### Partitioning Algorithms: Basic Concept

• Partitioning method: Partitioning a database D of n objects into a set of k clusters, such that the sum of squared distances is minimized (where ci is the centroid or medoid of cluster Ci)

$E=\sum_{i=1}^{k}\sum_{p\epsilon C_{i}}(d(p,c_{i}))^{2}$

• Given k, find a partition of k clusters that optimizes the chosen partitioning criterion
• Global optimal: exhaustively enumerate all partitions
• Heuristic methods: k-means and k-medoids algorithms
• k-means (MacQueen’67, Lloyd’57/’82): Each cluster is represented by the center of the cluster
• k-medoids or PAM (Partition around medoids) (Kaufman & Rousseeuw’87): Each cluster is represented by one of the objects in the cluster

### The K-Means Clustering Method

• Given k, the k-means algorithm is implemented in four steps:
• Partition objects into k nonempty subsets
• Compute seed points as the centroids of the clusters of the current partitioning (the centroid is the center, i.e., mean point, of the cluster)
• Assign each object to the cluster with the nearest seed point
• Go back to Step 2, stop when the assignment does not change

### Comments on the K-Means Method

• Strength: Efficient: O(tkn), where n is # objects, k is # clusters, and t is # iterations. Normally, k, t << n.
• Comparing:

$PAM: O(k(n-k)^{2}), CLARA: O(ks^{2} + k(n-k))$

• Comment: Often terminates at a local optimal
• Weakness
• Applicable only to objects in a continuous n-dimensional space
• Using the k-modes method for categorical data
• In comparison, k-medoids can be applied to a wide range of data
• Need to specify k, the number of clusters, in advance (there are ways to automatically determine the best k (see Hastie et al., 2009)
• Sensitive to noisy data and outliers
• Not suitable to discover clusters with non-convex shapes

### Variations of the K-Means Method

• Most of the variants of the k-means which differ in
• Selection of the initial k means
• Dissimilarity calculations
• Strategies to calculate cluster means
• Handling categorical data: k-modes
• Replacing means of clusters with modes
• Using new dissimilarity measures to deal with categorical objects
• Using a frequency-based method to update modes of clusters
• A mixture of categorical and numerical data: k-prototype method

### What Is the Problem of the K-Means Method?

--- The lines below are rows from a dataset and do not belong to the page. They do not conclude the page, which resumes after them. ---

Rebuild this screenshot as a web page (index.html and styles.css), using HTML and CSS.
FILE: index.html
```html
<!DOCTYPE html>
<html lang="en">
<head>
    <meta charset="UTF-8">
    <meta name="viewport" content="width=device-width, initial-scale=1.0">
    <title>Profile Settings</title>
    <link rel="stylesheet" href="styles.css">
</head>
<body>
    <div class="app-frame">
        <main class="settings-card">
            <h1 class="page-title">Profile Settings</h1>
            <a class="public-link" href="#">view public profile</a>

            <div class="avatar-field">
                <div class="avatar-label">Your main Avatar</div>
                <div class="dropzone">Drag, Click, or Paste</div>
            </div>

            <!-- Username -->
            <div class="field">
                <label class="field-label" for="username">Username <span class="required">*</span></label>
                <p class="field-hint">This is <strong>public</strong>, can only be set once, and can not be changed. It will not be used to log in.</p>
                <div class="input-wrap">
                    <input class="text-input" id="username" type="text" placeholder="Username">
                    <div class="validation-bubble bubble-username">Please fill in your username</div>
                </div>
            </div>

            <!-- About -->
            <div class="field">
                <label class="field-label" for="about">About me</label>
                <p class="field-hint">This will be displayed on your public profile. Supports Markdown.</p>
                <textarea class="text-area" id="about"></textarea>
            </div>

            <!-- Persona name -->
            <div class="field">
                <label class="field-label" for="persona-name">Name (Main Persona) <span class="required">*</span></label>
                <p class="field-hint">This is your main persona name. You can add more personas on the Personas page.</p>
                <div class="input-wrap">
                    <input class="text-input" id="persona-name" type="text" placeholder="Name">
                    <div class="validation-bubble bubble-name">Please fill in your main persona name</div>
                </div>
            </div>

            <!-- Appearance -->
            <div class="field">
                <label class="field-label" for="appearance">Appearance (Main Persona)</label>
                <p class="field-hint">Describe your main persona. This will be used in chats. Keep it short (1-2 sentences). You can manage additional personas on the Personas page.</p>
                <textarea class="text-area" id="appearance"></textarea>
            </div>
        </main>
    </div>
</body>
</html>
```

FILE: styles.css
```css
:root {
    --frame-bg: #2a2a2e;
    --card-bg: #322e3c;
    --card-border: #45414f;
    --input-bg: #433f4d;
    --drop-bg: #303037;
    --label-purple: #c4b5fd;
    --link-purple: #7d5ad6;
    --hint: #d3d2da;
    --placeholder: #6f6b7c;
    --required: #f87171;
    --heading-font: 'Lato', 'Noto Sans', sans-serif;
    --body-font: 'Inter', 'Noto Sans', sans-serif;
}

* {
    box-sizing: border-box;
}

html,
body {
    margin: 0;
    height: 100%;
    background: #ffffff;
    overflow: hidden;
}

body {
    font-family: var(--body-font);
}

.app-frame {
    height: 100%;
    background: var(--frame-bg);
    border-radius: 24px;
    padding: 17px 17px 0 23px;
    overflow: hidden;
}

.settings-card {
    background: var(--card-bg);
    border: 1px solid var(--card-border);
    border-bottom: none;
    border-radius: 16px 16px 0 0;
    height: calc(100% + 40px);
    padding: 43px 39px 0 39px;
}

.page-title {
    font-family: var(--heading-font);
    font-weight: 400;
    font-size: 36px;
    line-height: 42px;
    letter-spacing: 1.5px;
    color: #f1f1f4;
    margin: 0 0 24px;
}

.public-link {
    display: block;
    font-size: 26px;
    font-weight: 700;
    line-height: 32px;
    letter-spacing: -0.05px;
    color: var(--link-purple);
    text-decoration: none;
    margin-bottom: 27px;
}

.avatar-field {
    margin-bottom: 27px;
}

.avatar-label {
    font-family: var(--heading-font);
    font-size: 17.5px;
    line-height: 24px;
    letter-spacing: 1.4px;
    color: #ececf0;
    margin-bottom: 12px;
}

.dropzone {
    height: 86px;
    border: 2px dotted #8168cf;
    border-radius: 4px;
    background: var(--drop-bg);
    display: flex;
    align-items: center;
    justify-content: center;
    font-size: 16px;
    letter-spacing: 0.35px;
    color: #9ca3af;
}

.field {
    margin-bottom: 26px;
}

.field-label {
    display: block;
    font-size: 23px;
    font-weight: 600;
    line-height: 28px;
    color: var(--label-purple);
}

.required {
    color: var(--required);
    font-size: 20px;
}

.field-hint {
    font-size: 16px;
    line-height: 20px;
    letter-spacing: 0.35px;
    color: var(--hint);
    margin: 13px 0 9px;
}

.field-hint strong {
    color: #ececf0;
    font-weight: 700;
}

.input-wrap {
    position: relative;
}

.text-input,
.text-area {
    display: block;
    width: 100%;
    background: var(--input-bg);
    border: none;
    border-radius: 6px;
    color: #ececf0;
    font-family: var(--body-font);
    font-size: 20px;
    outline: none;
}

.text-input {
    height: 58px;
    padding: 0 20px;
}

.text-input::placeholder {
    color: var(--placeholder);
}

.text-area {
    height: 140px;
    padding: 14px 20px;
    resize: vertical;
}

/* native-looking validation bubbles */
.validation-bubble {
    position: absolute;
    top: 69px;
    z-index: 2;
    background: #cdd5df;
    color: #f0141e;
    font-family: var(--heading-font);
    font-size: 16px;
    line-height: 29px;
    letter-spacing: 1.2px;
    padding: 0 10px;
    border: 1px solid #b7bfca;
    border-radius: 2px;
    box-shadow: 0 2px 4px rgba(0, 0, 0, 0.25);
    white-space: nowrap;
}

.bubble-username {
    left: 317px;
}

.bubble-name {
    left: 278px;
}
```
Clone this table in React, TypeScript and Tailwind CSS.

• The k-means algorithm is sensitive to outliers !
• Since an object with an extremely large value may substantially distort the distribution of the data
• K-Medoids:  Instead of taking the mean value of the object in a cluster as a reference point, medoids can be used, which is the most centrally located object in a cluster

### The K-Medoid Clustering Method

• K-Medoids Clustering: Find representative objects (medoids) in clusters
• PAM (Partitioning Around Medoids, Kaufmann & Rousseeuw 1987)
• Starts from an initial set of medoids and iteratively replaces one of the medoids by one of the non-medoids if it improves the total distance of the resulting clustering
• PAM works effectively for small data sets, but does not scale well for large data sets (due to the computational complexity)
• Efficiency improvement on PAM
• CLARA (Kaufmann & Rousseeuw, 1990): PAM on samples
• CLARANS (Ng & Han, 1994): Randomized re-sampling

### PAM (Partitioning Around Medoids) (1987)

• PAM (Kaufman and Rousseeuw, 1987), built in Splus
• Use real object to represent the cluster
• Select k representative objects arbitrarily
• For each pair of non-selected object h and selected object i, calculate the total swapping cost TCih
• For each pair of i and h,
• If TCih < 0, i is replaced by h
• Then assign each non-selected object to the most similar representative object
• repeat steps 2-3 until there is no change

### PAM Clustering: Finding the Best Cluster Center

• Case 1: p currently belongs to oj. If oj is replaced by orandom as a representative object and p is the closest to one of the other representative object oi, then p is reassigned to oi

### What Is the Problem with PAM?

• Pam is more robust than k-means in the presence of noise and outliers because a medoid is less influenced by outliers or other extreme values than a mean
• Pam works efficiently for small data sets but does not scale well for large data sets.
• O(k(n-k)^2 ) for each iteration
where n is # of data,k is # of clusters
• Sampling-based method
CLARA(Clustering LARge Applications)

### CLARA (Clustering Large Applications) (1990)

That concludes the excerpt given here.